We read the pagan sacred books with profit and delight. With myth and fable we are ever charmed, and find a pleasure in the endless repetition of the beautiful, poetic, and absurd. We find, in all these records of the past, philosophies and dreams, and efforts stained with tears, of great and tender souls who tried to pierce the mystery of life and death, to answer the eternal questions of the Whence and Whither, and vainly sought to make, with bits of shattered glass, a mirror that would, in very truth, reflect the face and form of Nature's perfect self.
These myths were born of hopes, and fears, and tears, and smiles, and they were touched and colored by all there is of joy and grief between the rosy dawn of birth, and deaths sad night. They clothed even the stars with passion, and gave to gods the faults and frailties of the sons of men. In them, the winds and waves were music, and all the lakes, and streams, and springs,--the mountains, woods and perfumed dells were haunted by a thousand fairy forms. They thrilled the veins of Spring with tremulous desire; made tawny Summer's billowed breast the throne and home of love; filled Autumn's arms with sun-kissed grapes, and gathered sheaves; and pictured Winter as a weak old king who felt, like Lear upon his withered face, Cordelia's tears. These myths, though false, are beautiful, and have for many ages and in countless ways, enriched the heart and kindled thought. But if the world were taught that all these things are true and all inspired of God, and that eternal punishment will be the lot of him who dares deny or doubt, the sweetest myth of all the Fable World would lose its beauty, and become a scorned and hateful thing to every brave and thoughtful man.
Robert G. Ingersoll.
Washington, D. C., Oct. 7th, 1879.
SOME MISTAKES OF MOSES.
HE WHO ENDEAVORS TO CONTROL THE MIND BY FORCE IS A TYRANT, AND HE WHO SUBMITS IS A SLAVE.
I.
I want to do what little I can to make my country truly free, to broaden the intellectual horizon of our people, to destroy the prejudices born of ignorance and fear, to do away with the blind worship of the ignoble past, with the idea that all the great and good are dead, that the living are totally depraved, that all pleasures are sins, that sighs and groans are alone pleasing to God, that thought is dangerous, that intellectual courage is a crime, that cowardice is a virtue, that a certain belief is necessary to secure salvation, that to carry a cross in this world will give us a palm in the next, and that we must allow some priest to be the pilot of our souls.

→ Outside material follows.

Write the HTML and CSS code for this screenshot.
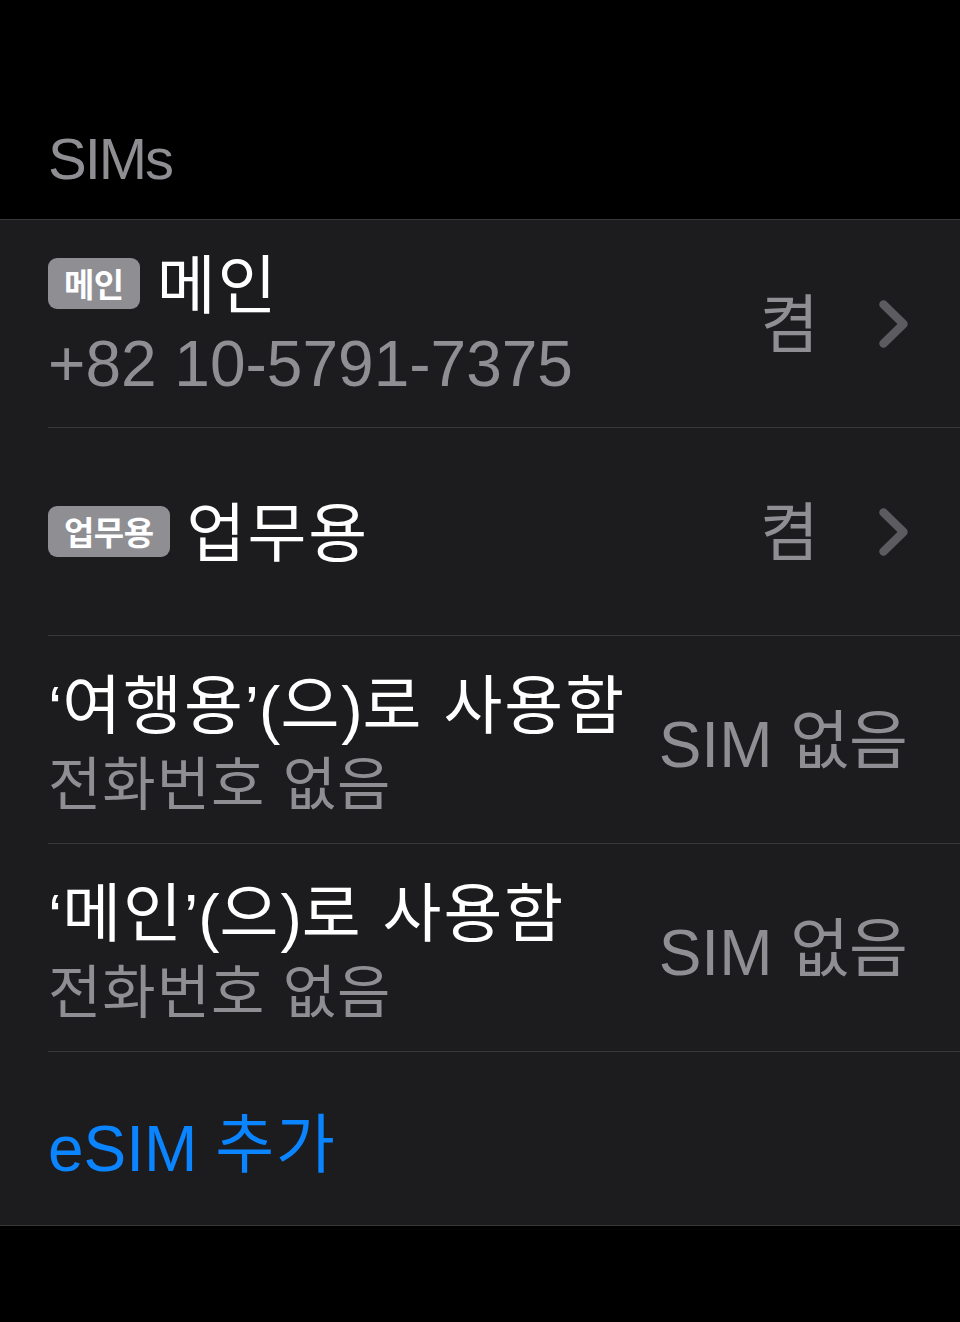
FILE: index.html
```html
<!DOCTYPE html>
<html lang="ko">
<head>
<meta charset="utf-8">
<title>SIMs</title>
<link rel="stylesheet" href="styles.css">
</head>
<body>
<main class="screen">
  <header class="section-header">SIMs</header>
  <section class="group">
    <div class="row">
      <div class="row-inner">
        <div class="text">
          <div class="title"><span class="badge">메인</span><span class="k">메인</span></div>
          <div class="sub">+82 10-5791-7375</div>
        </div>
        <span class="value k">켬</span>
        <svg class="chevron" viewBox="0 0 29 48" aria-hidden="true"><path d="M4.5 4.5 L24.5 24 L4.5 43.5"/></svg>
      </div>
    </div>
    <div class="row">
      <div class="row-inner">
        <div class="text">
          <div class="title"><span class="badge">업무용</span><span class="k">업무용</span></div>
        </div>
        <span class="value k">켬</span>
        <svg class="chevron" viewBox="0 0 29 48" aria-hidden="true"><path d="M4.5 4.5 L24.5 24 L4.5 43.5"/></svg>
      </div>
    </div>
    <div class="row">
      <div class="row-inner">
        <div class="text">
          <div class="title mixed">‘<span class="k">여행용</span>’(<span class="k">으</span>)<span class="k">로 사용함</span></div>
          <div class="sub"><span class="k">전화번호 없음</span></div>
        </div>
        <span class="value">SIM <span class="k">없음</span></span>
      </div>
    </div>
    <div class="row">
      <div class="row-inner">
        <div class="text">
          <div class="title mixed">‘<span class="k">메인</span>’(<span class="k">으</span>)<span class="k">로 사용함</span></div>
          <div class="sub"><span class="k">전화번호 없음</span></div>
        </div>
        <span class="value">SIM <span class="k">없음</span></span>
      </div>
    </div>
    <div class="row">
      <div class="row-inner">
        <div class="text">
          <div class="title mixed add">eSIM <span class="k">추가</span></div>
        </div>
      </div>
    </div>
  </section>
</main>
</body>
</html>
```
FILE: styles.css
```css
* {
  box-sizing: border-box;
}

body {
  margin: 0;
  background: #000;
  color: #fff;
  font-family: "Liberation Sans", "Noto Sans CJK KR", sans-serif;
}

.screen {
  width: 960px;
  min-height: 1322px;
  background: #000;
}

.section-header {
  height: 219px;
  padding: 130px 0 0 48px;
  font-size: 58px;
  line-height: 58px;
  letter-spacing: -2px;
  color: #8e8e93;
}

.group {
  background: #1c1c1e;
  border-top: 1px solid #38383a;
  border-bottom: 1px solid #38383a;
}

.row {
  padding-left: 48px;
}

.row-inner {
  display: flex;
  align-items: center;
  height: 208px;
  padding-right: 52px;
  border-bottom: 1px solid #38383a;
}

.row:last-child .row-inner {
  height: 173px;
  border-bottom: none;
}

.text {
  flex: 1;
  min-width: 0;
}

.title {
  display: flex;
  align-items: center;
  height: 80px;
  font-size: 64px;
  line-height: 80px;
  white-space: nowrap;
}

.title.mixed {
  display: block;
}

.k {
  font-family: "Noto Sans CJK KR", sans-serif;
  font-size: 64px;
  letter-spacing: 2px;
  vertical-align: 4px;
}

.title > .k {
  margin-bottom: 8px;
}

.badge {
  display: inline-flex;
  align-items: center;
  height: 51px;
  padding: 0 16px;
  margin-right: 17px;
  border-radius: 9px;
  background: #8e8e93;
  color: #fff;
  font-family: "Noto Sans CJK KR", sans-serif;
  font-size: 33px;
  font-weight: 700;
  line-height: 51px;
  letter-spacing: -0.5px;
}

.sub {
  height: 80px;
  font-size: 64px;
  line-height: 80px;
  color: #8e8e93;
  white-space: nowrap;
}

.sub .k {
  font-size: 58px;
  letter-spacing: 1px;
}

.value {
  flex: none;
  font-size: 64px;
  line-height: 80px;
  color: #8e8e93;
  white-space: nowrap;
}

.value .k {
  letter-spacing: 0;
}

.value.k {
  margin-bottom: 10px;
  letter-spacing: 0;
}

.chevron {
  flex: none;
  width: 29px;
  height: 48px;
  margin-left: 60px;
}

.chevron path {
  fill: none;
  stroke: #5b5b60;
  stroke-width: 8.5;
  stroke-linecap: round;
  stroke-linejoin: round;
}

.add {
  color: #0a84ff;
}
```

Until every soul is freely permitted to investigate every book, and creed, and dogma for itself, the world cannot be free. Mankind will be enslaved until there is mental grandeur enough to allow each man to have his thought and say. This earth will be a paradise when men can, upon all these questions differ, and yet grasp each other's hands as friends. It is amazing to me that a difference of opinion upon subjects that we know nothing with certainty about, should make us hate, persecute, and despise each other. Why a difference of opinion upon predestination, or the Trinity, should make people imprison and burn each other seems beyond the comprehension of man; and yet in all countries where Christians have existed, they have destroyed each other to the exact extent of their power. Why should a believer in God hate an atheist? Surely the atheist has not injured God, and surely he is human, capable of joy and pain, and entitled to all the rights of man. Would it not be far better to treat this atheist, at least, as well as he treats us?
Christians tell me that they love their enemies, and yet all I ask is--not that they love their enemies, not that they love their friends even, but that they treat those who differ from them, with simple fairness.

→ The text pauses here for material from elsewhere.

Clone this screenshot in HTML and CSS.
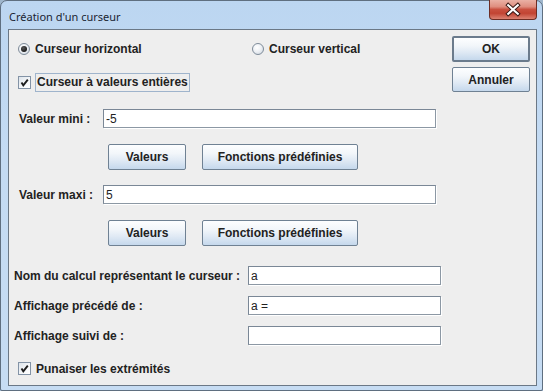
FILE: index.html
```html
<!DOCTYPE html>
<html lang="fr">
<head>
    <meta charset="UTF-8">
    <title>Création d'un curseur</title>
    <link rel="stylesheet" href="styles.css">
</head>
<body>
    <div class="window">
        <div class="titlebar">
            <span class="title">Création d'un curseur</span>
            <button class="close-btn" type="button" aria-label="Fermer">
                <svg width="48" height="20" viewBox="0 0 48 20">
                    <path d="M19 5 L29 14 M29 5 L19 14" stroke="#3a1a16" stroke-width="4.2" stroke-linecap="square" fill="none"/>
                    <path d="M19 5 L29 14 M29 5 L19 14" stroke="#fff" stroke-width="2.2" stroke-linecap="square" fill="none"/>
                </svg>
            </button>
        </div>

        <div class="content">
            <div class="form">
                <div class="row row-radios">
                    <label class="choice choice-first"><span class="radio checked"></span>Curseur horizontal</label>
                    <label class="choice"><span class="radio"></span>Curseur vertical</label>
                </div>

                <div class="row row-check">
                    <label class="choice"><span class="checkbox"><svg width="11" height="11" viewBox="0 0 11 11"><path d="M2.5 5.5 L4.3 8.3 L8.8 2.6" stroke="#1d1d1d" stroke-width="1.9" fill="none"/></svg></span><span class="focus">Curseur à valeurs entières</span></label>
                </div>

                <div class="row row-field row-mini">
                    <span class="field-label label-short">Valeur mini :</span>
                    <input class="text-field field-long" type="text" value="-5">
                </div>

                <div class="row row-buttons">
                    <button class="btn btn-values" type="button">Valeurs</button>
                    <button class="btn btn-functions" type="button">Fonctions prédéfinies</button>
                </div>

                <div class="row row-field row-maxi">
                    <span class="field-label label-short">Valeur maxi :</span>
                    <input class="text-field field-long" type="text" value="5">
                </div>

                <div class="row row-buttons">
                    <button class="btn btn-values" type="button">Valeurs</button>
                    <button class="btn btn-functions" type="button">Fonctions prédéfinies</button>
                </div>

                <div class="row row-field row-nom">
                    <span class="field-label label-wide">Nom du calcul représentant le curseur :</span>
                    <input class="text-field field-short" type="text" value="a">
                </div>

                <div class="row row-field row-small">
                    <span class="field-label label-wide">Affichage précédé de :</span>
                    <input class="text-field field-short" type="text" value="a =">
                </div>

                <div class="row row-field row-small">
                    <span class="field-label label-wide">Affichage suivi de :</span>
                    <input class="text-field field-short" type="text" value="">
                </div>

                <div class="row row-pin">
                    <label class="choice"><span class="checkbox"><svg width="11" height="11" viewBox="0 0 11 11"><path d="M2.5 5.5 L4.3 8.3 L8.8 2.6" stroke="#1d1d1d" stroke-width="1.9" fill="none"/></svg></span>Punaiser les extrémités</label>
                </div>
            </div>

            <div class="actions">
                <button class="btn btn-default" type="button">OK</button>
                <button class="btn btn-action" type="button">Annuler</button>
            </div>
        </div>
    </div>
</body>
</html>
```

FILE: styles.css
```css
* {
    margin: 0;
    padding: 0;
    box-sizing: border-box;
}

body {
    width: 543px;
    height: 391px;
    overflow: hidden;
    background: #9fb6cc;
}

.window {
    width: 543px;
    height: 391px;
    padding: 0 5px 4px 7px;
    background: linear-gradient(180deg, #bcd6f1 0%, #c4dbf3 40%, #c6dcf3 100%);
    border: 1px solid #5f6f80;
    border-radius: 7px 7px 2px 2px;
    display: flex;
    flex-direction: column;
}

/* barre de titre */
.titlebar {
    height: 28px;
    margin: 0 -5px 0 -7px;
    padding-left: 8px;
    display: flex;
    align-items: flex-start;
    justify-content: space-between;
}

.title {
    font-family: 'Noto Sans', 'Open Sans', sans-serif;
    font-size: 11px;
    color: #1b2532;
    line-height: 14px;
    margin-top: 9px;
}

.close-btn {
    width: 48px;
    height: 20px;
    margin-right: 5px;
    margin-top: -1px;
    border: 1px solid #6d2d24;
    border-top: none;
    border-radius: 0 0 4px 4px;
    background: linear-gradient(180deg, #eab1a5 0%, #df8e7f 35%, #c9503f 50%, #c24433 70%, #dc8272 100%);
    display: flex;
    align-items: center;
    justify-content: center;
}

.close-btn svg {
    display: block;
}

/* panneau principal */
.content {
    flex: 1;
    background: #eeeeee;
    border: 1px solid #6b7886;
    display: flex;
    align-items: flex-start;
    font-family: 'Liberation Sans', Arial, sans-serif;
    font-size: 12px;
    font-weight: bold;
    color: #222;
}

.form {
    flex: 1;
    display: flex;
    flex-direction: column;
}

.row {
    display: flex;
    align-items: center;
}

.row-radios {
    height: 26px;
    margin-top: 6px;
    padding-left: 9px;
}

.row-check {
    height: 19px;
    margin-top: 11px;
    padding-left: 9px;
}

.row-mini {
    margin-top: 17px;
}

.row-maxi {
    margin-top: 15px;
}

.row-nom {
    margin-top: 20px;
}

.row-small {
    margin-top: 11px;
}

.row-pin {
    height: 19px;
    margin-top: 14px;
    padding-left: 9px;
}

.choice {
    display: flex;
    align-items: center;
    white-space: nowrap;
}

.choice-first {
    width: 234px;
}

/* boutons radio */
.radio {
    width: 12px;
    height: 12px;
    margin-right: 5px;
    border: 1px solid #7e8b99;
    border-radius: 50%;
    background: radial-gradient(circle at 40% 35%, #ffffff 0%, #eef1f5 45%, #c9d2dc 100%);
    display: flex;
    align-items: center;
    justify-content: center;
}

.radio.checked::after {
    content: "";
    width: 6px;
    height: 6px;
    border-radius: 50%;
    background: radial-gradient(circle at 40% 35%, #5a5a5a 0%, #1a1a1a 70%);
}

/* cases à cocher */
.checkbox {
    width: 13px;
    height: 13px;
    margin-right: 4px;
    border: 1px solid #8393a6;
    background: linear-gradient(135deg, #dde3ea 0%, #f6f8fa 60%, #ffffff 100%);
    display: flex;
    align-items: center;
    justify-content: center;
}

.row-pin .checkbox {
    margin-right: 5px;
}

.checkbox svg {
    display: block;
}

.focus {
    height: 19px;
    padding: 0 1px 0 1px;
    border: 1px solid #9fb4cc;
    line-height: 17px;
}

/* champs texte */
.row-field {
    height: 19px;
}

.field-label {
    white-space: nowrap;
}

.label-short {
    width: 84px;
    margin-left: 10px;
}

.label-wide {
    width: 234px;
    margin-left: 5px;
}

.text-field {
    height: 19px;
    border: 1px solid #7a8796;
    border-right-color: #8c98a4;
    border-bottom-color: #8c98a4;
    box-shadow: 1px 1px 0 #ffffff;
    background: #fff;
    padding: 0 2px;
    font-family: 'Liberation Sans', Arial, sans-serif;
    font-size: 12px;
    color: #222;
    outline: none;
}

.field-long {
    width: 333px;
}

.field-short {
    width: 193px;
}

/* boutons */
.row-buttons {
    height: 26px;
    margin-top: 16px;
    padding-left: 99px;
    gap: 16px;
}

.btn {
    height: 26px;
    border: 1px solid #6f8193;
    border-radius: 2px;
    background: linear-gradient(180deg, #fdfeff 0%, #f2f6fa 35%, #dfe9f4 65%, #c5d8ec 100%);
    font-family: 'Liberation Sans', Arial, sans-serif;
    font-size: 12px;
    font-weight: bold;
    color: #222;
}

.btn-values {
    width: 78px;
}

.btn-functions {
    width: 156px;
}

.actions {
    width: 78px;
    margin: 6px 6px 0 0;
    display: flex;
    flex-direction: column;
    gap: 5px;
}

.btn-default {
    height: 26px;
    border: 2px solid #6b7b8c;
}

.btn-action {
    height: 25px;
}
```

We do not wish to be forgiven, but we wish Christians to so act that we will not have to forgive them.
If all will admit that all have an equal right to think, then the question is forever solved; but as long as organized and powerful churches, pretending to hold the keys of heaven and hell, denounce every person as an outcast and criminal who thinks for himself and denies their authority, the world will be filled with hatred and suffering. To hate man and worship God seems to be the sum of all the creeds.

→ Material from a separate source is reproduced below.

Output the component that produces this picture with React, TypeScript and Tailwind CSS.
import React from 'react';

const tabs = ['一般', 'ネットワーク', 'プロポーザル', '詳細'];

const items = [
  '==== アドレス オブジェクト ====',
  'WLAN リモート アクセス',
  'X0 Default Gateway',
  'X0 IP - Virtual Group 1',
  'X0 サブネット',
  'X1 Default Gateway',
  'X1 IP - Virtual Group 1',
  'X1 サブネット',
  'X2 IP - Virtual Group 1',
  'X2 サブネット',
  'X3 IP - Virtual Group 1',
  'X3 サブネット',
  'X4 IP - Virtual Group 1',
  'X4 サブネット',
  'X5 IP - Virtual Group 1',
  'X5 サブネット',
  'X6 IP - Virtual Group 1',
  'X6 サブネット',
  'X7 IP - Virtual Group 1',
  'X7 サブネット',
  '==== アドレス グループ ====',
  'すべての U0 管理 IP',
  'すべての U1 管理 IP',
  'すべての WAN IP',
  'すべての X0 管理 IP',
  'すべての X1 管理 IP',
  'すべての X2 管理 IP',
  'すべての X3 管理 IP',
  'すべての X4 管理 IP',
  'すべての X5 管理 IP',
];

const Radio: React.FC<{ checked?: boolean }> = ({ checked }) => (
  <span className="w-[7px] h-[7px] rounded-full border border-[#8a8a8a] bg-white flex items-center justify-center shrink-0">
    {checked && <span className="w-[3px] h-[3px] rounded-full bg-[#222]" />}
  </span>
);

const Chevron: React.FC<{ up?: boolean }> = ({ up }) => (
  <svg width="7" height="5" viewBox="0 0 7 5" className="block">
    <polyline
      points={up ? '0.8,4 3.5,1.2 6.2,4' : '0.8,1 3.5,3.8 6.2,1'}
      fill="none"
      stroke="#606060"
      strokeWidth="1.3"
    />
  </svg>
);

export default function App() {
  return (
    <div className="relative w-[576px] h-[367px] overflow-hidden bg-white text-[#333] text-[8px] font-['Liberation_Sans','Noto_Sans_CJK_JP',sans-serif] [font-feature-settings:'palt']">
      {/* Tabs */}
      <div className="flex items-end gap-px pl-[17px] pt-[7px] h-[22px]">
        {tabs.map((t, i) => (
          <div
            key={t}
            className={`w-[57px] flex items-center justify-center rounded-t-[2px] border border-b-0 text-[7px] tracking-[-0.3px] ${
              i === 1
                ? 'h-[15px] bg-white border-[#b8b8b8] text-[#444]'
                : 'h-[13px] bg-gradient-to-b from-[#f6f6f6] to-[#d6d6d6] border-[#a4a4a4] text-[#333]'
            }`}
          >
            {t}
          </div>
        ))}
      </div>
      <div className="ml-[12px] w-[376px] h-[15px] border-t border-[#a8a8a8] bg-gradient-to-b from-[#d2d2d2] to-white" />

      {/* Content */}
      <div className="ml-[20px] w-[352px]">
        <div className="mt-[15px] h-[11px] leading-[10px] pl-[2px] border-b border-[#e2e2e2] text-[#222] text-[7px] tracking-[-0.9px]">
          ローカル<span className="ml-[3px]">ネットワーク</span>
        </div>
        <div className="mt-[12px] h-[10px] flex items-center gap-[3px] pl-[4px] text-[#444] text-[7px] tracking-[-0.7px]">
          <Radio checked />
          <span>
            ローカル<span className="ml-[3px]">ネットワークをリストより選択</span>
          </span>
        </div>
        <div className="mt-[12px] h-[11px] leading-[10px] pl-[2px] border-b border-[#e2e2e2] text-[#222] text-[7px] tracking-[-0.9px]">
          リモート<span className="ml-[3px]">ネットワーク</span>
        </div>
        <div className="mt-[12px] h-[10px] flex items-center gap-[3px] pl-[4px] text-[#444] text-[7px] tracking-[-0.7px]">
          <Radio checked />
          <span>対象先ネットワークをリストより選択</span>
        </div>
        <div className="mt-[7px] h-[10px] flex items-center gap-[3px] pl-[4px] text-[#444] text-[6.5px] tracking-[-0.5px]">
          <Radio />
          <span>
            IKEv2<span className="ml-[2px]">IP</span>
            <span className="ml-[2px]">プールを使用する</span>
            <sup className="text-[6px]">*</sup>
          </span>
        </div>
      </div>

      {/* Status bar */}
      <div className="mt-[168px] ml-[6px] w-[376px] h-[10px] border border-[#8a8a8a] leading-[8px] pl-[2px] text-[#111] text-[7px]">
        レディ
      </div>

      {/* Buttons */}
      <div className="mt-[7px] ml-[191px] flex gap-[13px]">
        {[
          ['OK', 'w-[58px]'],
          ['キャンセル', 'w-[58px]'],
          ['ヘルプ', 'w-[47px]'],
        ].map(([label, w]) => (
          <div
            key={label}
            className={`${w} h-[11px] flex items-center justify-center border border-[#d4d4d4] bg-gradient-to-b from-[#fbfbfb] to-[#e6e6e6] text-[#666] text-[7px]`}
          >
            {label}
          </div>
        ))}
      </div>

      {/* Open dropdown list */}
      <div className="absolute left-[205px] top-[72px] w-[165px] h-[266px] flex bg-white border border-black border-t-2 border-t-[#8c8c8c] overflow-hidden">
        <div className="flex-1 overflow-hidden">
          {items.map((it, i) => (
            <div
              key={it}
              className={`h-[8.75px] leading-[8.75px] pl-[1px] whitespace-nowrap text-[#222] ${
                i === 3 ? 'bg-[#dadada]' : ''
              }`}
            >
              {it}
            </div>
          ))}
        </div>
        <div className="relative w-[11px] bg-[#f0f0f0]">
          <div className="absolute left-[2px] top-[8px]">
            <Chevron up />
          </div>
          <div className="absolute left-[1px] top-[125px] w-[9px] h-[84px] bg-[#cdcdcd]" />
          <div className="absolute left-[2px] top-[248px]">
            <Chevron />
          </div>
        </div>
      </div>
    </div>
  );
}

That which has happened in most countries has happened in ours. When a religion is founded, the educated, the powerful--that is to say, the priests and nobles, tell the ignorant and superstitious--that is to say, the people, that the religion of their country was given to their fathers by God himself; that it is the only true religion; that all others were conceived in falsehood and brought forth in fraud, and that all who believe in the true religion will be happy forever, while all others will burn in hell. For the purpose of governing the people, that is to say, for the purpose of being supported by the people, the priests and nobles declare this religion to be sacred, and that whoever adds to, or takes from it, will be burned here by man, and hereafter by God. The result of this is, that the priests and nobles will not allow the people to change; and when, after a time, the priests, having intellectually advanced, wish to take a step in the direction of progress, the people will not allow them to change. At first, the rabble are enslaved by the priests, and afterwards the rabble become the masters.
One of the first things I wish to do, is to free the orthodox clergy. I am a great friend of theirs, and in spite of all they may say against me, I am going to do them a great and lasting service. Upon their necks are visible the marks of the collar, and upon their backs those of the lash. They are not allowed to read and think for themselves. They are taught like parrots, and the best are those who repeat, with the fewest mistakes, the sentences they have been taught. They sit like owls upon some dead limb of the tree of knowledge, and hoot the same old hoots that have been hooted for eighteen hundred years. Their congregations are not grand enough, nor sufficiently civilized, to be willing that the poor preachers shall think for themselves. They are not employed for that purpose. Investigation regarded as a dangerous experiment, and the ministers are warned that none of that kind of work will be tolerated. They are notified to stand by the old creed, and to avoid all original thought, as a mortal pestilence. Every minister is employed like an attorney--either for plaintiff or defendant,--and he is expected to be true to his client. If he changes his mind, he is regarded as a deserter, and denounced, hated, and slandered accordingly. Every orthodox clergyman agrees not to change. He contracts not to find new facts, and makes a bargain that he will deny them if he does. Such is the position of a Protestant minister in this nineteenth century. His condition excites my pity; and to better it, I am going to do what little I can.